How you are being creates what you are doing. Your beingness becomes your superpower.

3. You are too focused on the outcome and what you have achieved, instead of focusing on the process of building self-worth.

Life is a journey of moments, that happen moment by moment. Your life is constantly in creative motion, expanding and growing. It never stops and there is no completion. However, your mind wants it all nice and pretty. It wants it in a tidy, clean box. Make it easy. Done. Check. Next.

Of course, life doesn’t work this way. Life is messy and filled with uncertainty. This makes you doubt yourself and question if you know what you are doing. Again, back to that pesky, little “doing” thing.

It’s time to let go of the achievement model of self-worth. Your worth is not based on what you have completed. That is an illusion.

Focus on your process and practice curiosity about your experience along the journey. Curiosity is the willingness to question what you know and see.

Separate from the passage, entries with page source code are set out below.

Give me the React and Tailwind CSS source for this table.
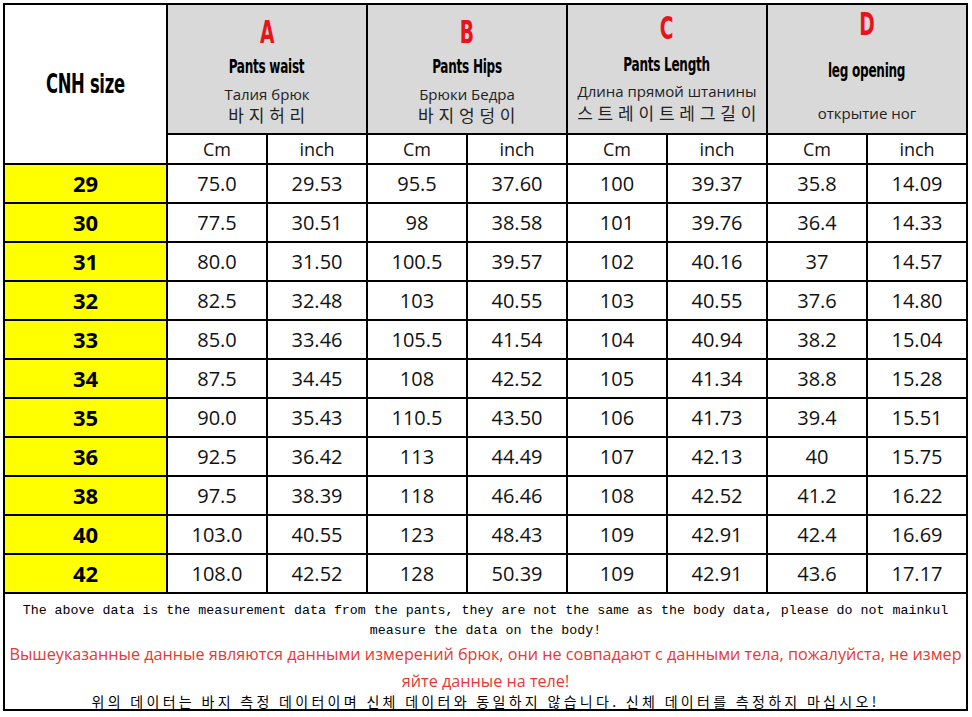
import React from "react";

const rows = [
  ["29", "75.0", "29.53", "95.5", "37.60", "100", "39.37", "35.8", "14.09"],
  ["30", "77.5", "30.51", "98", "38.58", "101", "39.76", "36.4", "14.33"],
  ["31", "80.0", "31.50", "100.5", "39.57", "102", "40.16", "37", "14.57"],
  ["32", "82.5", "32.48", "103", "40.55", "103", "40.55", "37.6", "14.80"],
  ["33", "85.0", "33.46", "105.5", "41.54", "104", "40.94", "38.2", "15.04"],
  ["34", "87.5", "34.45", "108", "42.52", "105", "41.34", "38.8", "15.28"],
  ["35", "90.0", "35.43", "110.5", "43.50", "106", "41.73", "39.4", "15.51"],
  ["36", "92.5", "36.42", "113", "44.49", "107", "42.13", "40", "15.75"],
  ["38", "97.5", "38.39", "118", "46.46", "108", "42.52", "41.2", "16.22"],
  ["40", "103.0", "40.55", "123", "48.43", "109", "42.91", "42.4", "16.69"],
  ["42", "108.0", "42.52", "128", "50.39", "109", "42.91", "43.6", "17.17"],
];

const narrow = "font-['Liberation_Sans_Narrow','DejaVu_Sans_Condensed',sans-serif] font-bold";
const body = "font-['Open_Sans','Noto_Sans',sans-serif]";
const kr = "font-['Noto_Sans_CJK_KR',sans-serif]";

// condensed heading text: the font is squeezed horizontally
function Letter({ children, className }) {
  return (
    <div className={`h-[36px] leading-[36px] text-[32px] text-[#e8141b] ${narrow} ${className}`}>
      <span className="inline-block scale-x-[0.65]">{children}</span>
    </div>
  );
}

function Label({ children, className }) {
  return (
    <div className={`h-[24px] leading-[24px] text-[20px] tracking-[-0.4px] text-black ${narrow} ${className}`}>
      <span className="inline-block scale-x-[0.67]">{children}</span>
    </div>
  );
}

export default function App() {
  return (
    <div className="w-[972px] h-[717px] bg-white pt-[3px] pl-[3px]">
      <div className="grid w-[965px] bg-black p-[2px] gap-[2px] grid-cols-[161px_repeat(8,98px)] grid-rows-[128px_28px_repeat(11,37px)_115px]">
        {/* size header */}
        <div className={`row-span-2 bg-white flex items-center justify-center text-[26px] tracking-[-0.4px] text-black ${narrow}`}>
          <span className="inline-block scale-x-[0.7]">CNH size</span>
        </div>

        {/* A */}
        <div className="col-span-2 bg-[#d9d9d9] flex flex-col items-center pt-[9px]">
          <Letter>A</Letter>
          <Label className="mt-[4px]">Pants waist</Label>
          <div className={`mt-[7px] h-[18px] leading-[18px] text-[15px] text-[#222] ${body}`}>Талия брюк</div>
          <div className={`mt-[2px] h-[20px] leading-[20px] text-[17px] tracking-[0.5px] text-[#222] ${kr}`}>바 지 허 리</div>
        </div>

        {/* B */}
        <div className="col-span-2 bg-[#d9d9d9] flex flex-col items-center pt-[9px]">
          <Letter>B</Letter>
          <Label className="mt-[4px]">Pants Hips</Label>
          <div className={`mt-[7px] h-[18px] leading-[18px] text-[15px] text-[#222] ${body}`}>Брюки Бедра</div>
          <div className={`mt-[2px] h-[20px] leading-[20px] text-[17px] tracking-[0.5px] text-[#222] ${kr}`}>바 지 엉 덩 이</div>
        </div>

        {/* C */}
        <div className="col-span-2 bg-[#d9d9d9] flex flex-col items-center pt-[5px]">
          <Letter>C</Letter>
          <Label className="mt-[6px]">Pants Length</Label>
          <div className={`mt-[6px] h-[18px] leading-[18px] text-[15px] text-[#222] ${body}`}>Длина прямой штанины</div>
          <div className={`mt-[3px] h-[20px] leading-[20px] text-[17px] tracking-[0.5px] text-[#222] ${kr}`}>스 트 레 이 트 레 그 길 이</div>
        </div>

        {/* D */}
        <div className="col-span-2 bg-[#d9d9d9] flex flex-col items-center pt-[1px]">
          <Letter>D</Letter>
          <Label className="mt-[16px]">leg opening</Label>
          <div className={`mt-[22px] h-[18px] leading-[18px] text-[15px] text-[#222] ${body}`}>открытие ног</div>
        </div>

        {/* units */}
        {["Cm", "inch", "Cm", "inch", "Cm", "inch", "Cm", "inch"].map((u, i) => (
          <div key={i} className={`bg-white flex items-center justify-center pt-[1px] text-[18px] text-[#111] ${body}`}>
            {u}
          </div>
        ))}

        {/* data */}
        {rows.map((r) =>
          r.map((v, i) =>
            i === 0 ? (
              <div key={r[0] + i} className={`bg-[#ffff00] flex items-center justify-center text-[22px] font-bold text-black ${body}`}>
                {v}
              </div>
            ) : (
              <div key={r[0] + i} className={`bg-white flex items-center justify-center text-[20px] text-[#111] ${body}`}>
                {v}
              </div>
            )
          )
        )}

        {/* note */}
        <div className="col-span-9 bg-white flex flex-col items-center pt-[6px]">
          <div className="h-[21px] leading-[21px] text-[13.3px] text-black font-['Liberation_Mono',monospace] whitespace-nowrap">
            The above data is the measurement data from the pants, they are not the same as the body data, please do not mainkul
          </div>
          <div className="h-[19px] leading-[19px] text-[13.3px] text-black font-['Liberation_Mono',monospace] whitespace-nowrap">
            measure the data on the body!
          </div>
          <div className={`h-[28px] leading-[28px] text-[16.2px] text-[#e53935] whitespace-nowrap ${body}`}>
            Вышеуказанные данные являются данными измерений брюк, они не совпадают с данными тела, пожалуйста, не измер
          </div>
          <div className={`h-[26px] leading-[26px] text-[16.2px] text-[#e53935] whitespace-nowrap ${body}`}>
            яйте данные на теле!
          </div>
          <div className={`h-[15px] leading-[15px] text-[14px] tracking-[3.3px] text-black whitespace-nowrap ${kr}`}>
            위의 데이터는 바지 측정 데이터이며 신체 데이터와 동일하지 않습니다. 신체 데이터를 측정하지 마십시오!
          </div>
        </div>
      </div>
    </div>
  );
}
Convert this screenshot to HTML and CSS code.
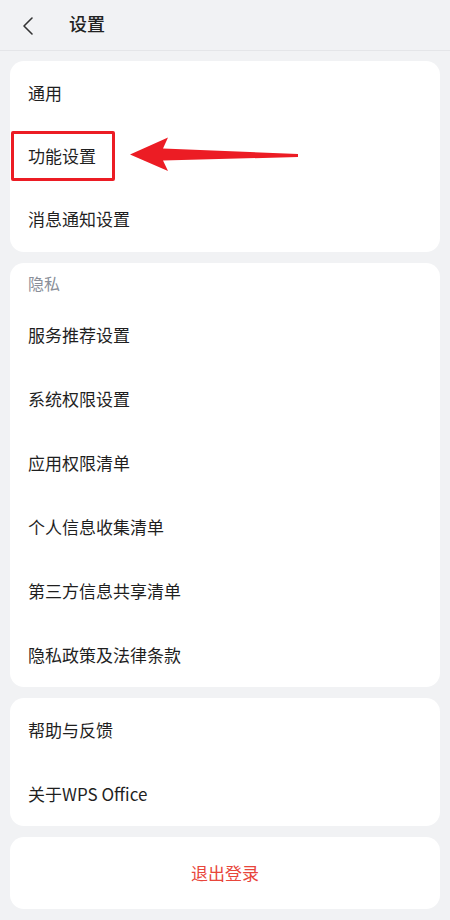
FILE: index.html
```html
<!DOCTYPE html>
<html lang="zh-CN">
<head>
  <meta charset="UTF-8">
  <meta name="viewport" content="width=device-width, initial-scale=1.0">
  <title>设置</title>
  <link rel="stylesheet" href="styles.css">
</head>
<body>
  <div class="header">
    <svg class="back" width="12" height="20" viewBox="0 0 12 20">
      <path d="M10 2 L2 10 L10 18" fill="none" stroke="#333" stroke-width="1.6" stroke-linecap="round" stroke-linejoin="round"/>
    </svg>
    <h1>设置</h1>
  </div>

  <div class="content">
    <div class="card first">
      <div class="row">通用</div>
      <div class="row">功能设置</div>
      <div class="row">消息通知设置</div>
      <div class="mark-box"></div>
      <svg class="mark-arrow" width="172" height="38" viewBox="128 135 172 38">
        <polygon points="130,154.5 168,137.5 163,148.5 298,154 298,157 163,160.5 168,171" fill="#ec1c24"/>
      </svg>
    </div>

    <div class="card">
      <div class="section-title">隐私</div>
      <div class="row">服务推荐设置</div>
      <div class="row">系统权限设置</div>
      <div class="row">应用权限清单</div>
      <div class="row">个人信息收集清单</div>
      <div class="row">第三方信息共享清单</div>
      <div class="row">隐私政策及法律条款</div>
    </div>

    <div class="card">
      <div class="row">帮助与反馈</div>
      <div class="row">关于WPS Office</div>
    </div>

    <div class="card logout">退出登录</div>
  </div>
</body>
</html>
```

FILE: styles.css
```css
* {
  box-sizing: border-box;
  margin: 0;
  padding: 0;
  font-family: "Noto Sans CJK SC", "Noto Sans", sans-serif;
}

body {
  background: #f1f2f4;
  color: #1f1f1f;
  width: 450px;
  height: 920px;
  overflow: hidden;
}

.header {
  height: 51px;
  display: flex;
  align-items: center;
  border-bottom: 1px solid #e4e5e8;
  padding-left: 22px;
}

.back {
  display: block;
  margin-top: 1px;
}

.header h1 {
  font-size: 18px;
  font-weight: 500;
  color: #222;
  margin-left: 35px;
  margin-top: -4px;
}

.content {
  padding: 10px 10px 0;
  display: flex;
  flex-direction: column;
  gap: 11px;
}

.card {
  background: #fff;
  border-radius: 14px;
  position: relative;
}

.card.first {
  padding: 1px 0;
}

.card.first .row {
  height: 63px;
}

.row {
  height: 64px;
  display: flex;
  align-items: center;
  padding-left: 18px;
  padding-bottom: 2px;
  font-size: 17px;
  color: #1f1f1f;
}

.section-title {
  height: 40px;
  display: flex;
  align-items: center;
  padding-left: 18px;
  padding-bottom: 1px;
  font-size: 16px;
  color: #8a8f99;
}

.logout {
  height: 72px;
  display: flex;
  align-items: center;
  justify-content: center;
  padding-bottom: 2px;
  font-size: 17px;
  color: #e8463b;
}

.mark-box {
  position: absolute;
  left: 1px;
  top: 70px;
  width: 104px;
  height: 50px;
  border: 3px solid #ec1c24;
  border-radius: 2px;
}

.mark-arrow {
  position: absolute;
  left: 118px;
  top: 74px;
}
```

When you come from a place of curiosity, you stay open to the infinite possibilities and meanings about what you’re going through. Everything becomes information instead of condemnation.

Once you define something and attach meaning to it, you limit it. By staying curious about your experience, it creates an expansiveness that allows you to ask yourself…

“What is this experience here to teach me?”

“How can I see this in a new way and grow from it?”

These questions direct your journey with a force no limiting thought can destroy.

Everything is moving you toward your highest and best good. When you can stay focused on the process of growth and transformation, curiosity will neutralize any idea that something is wrong with you. This is how you gain freedom AND self-worth.

Building your self-worth is a process and a practice of remembering the truth of who you are. Anytime you fail, make a mistake or experience self-doubt, it’s just information to guide you. It’s not a condemnation of your value.

The thought that “something is wrong with you,” is just that, a thought and nothing more. The truth is… you are perfect exactly as you are! There is nothing to fix because you are not broken. You never have been and you never will be.